There is no shortage of great stories, none better than the delight of millions of Bangladeshi and Pakistani supporters that the two lowest ranked outsiders before the tournament, at 33-1 and 25-1 respectively, have reached the semifinals.

In a couple of weeks' time South Africa will once again be sharing the main stage with England when the four-match test begins but, for the remainder of this week, it feels right to stay out of the way.

I return to action on Thursday having been asked to commentate on the India-Bangladesh semi at Edgbaston in Birmingham but there will be a degree of anaesthetic on the day, at least at the beginning.

Like everyone else, I just hope the minnows put up a decent fight and don’t get thumped.

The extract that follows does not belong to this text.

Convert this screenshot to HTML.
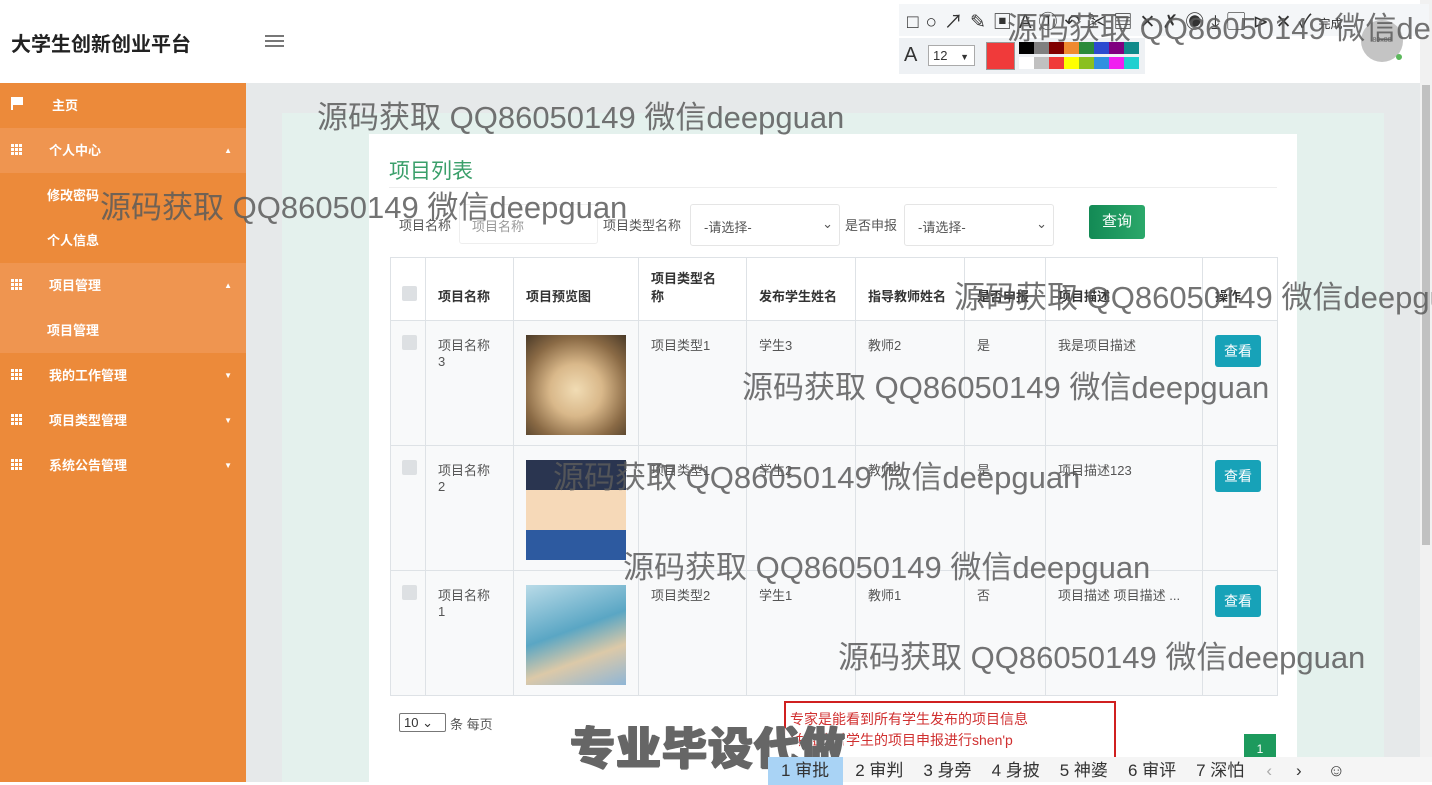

The last 48 hours has presented an opportunity to hide away deep in this country’s fabled countryside. So deep that different eras are experienced, a time folk popped in on neighbours unannounced and borrowed cups of sugar through the back door even if they weren’t at home.

Britain’s iconic red telephone boxes are now obsolete in their original capacity but, understandably, there is a strong desire to keep and reinvent them.

In the boroughs of London they have been stripped of their coin-operated phones, refurbished with secure locks and rented out to entrepreneurs who operate mini coffee and sandwich kiosks.

I found this one in a village with no more than 100 houses being used as a public library.

Around 300 books, DVDs and CDs were neatly stacked on solidly constructed shelves and there was a visitors book in which withdrawals and returns were entered.

An ‘honesty’ fee of 50 pence was requested per transaction but was waved if an item was donated. Everything was immaculate. The register indicated it had been so for over two years.

It was market day, too, down the road in the local town. How come English potatoes are so huge? A single one would satisfy my family. Do they leave them in the ground much longer than in other countries? Is it the variety? Fertilizer?

These are the questions which preoccupy us in times such as these. Far less taxing than wondering what was going through the batsmen’s minds at The Oval on Sunday.

Good luck Pakistan, good luck Bangladesh.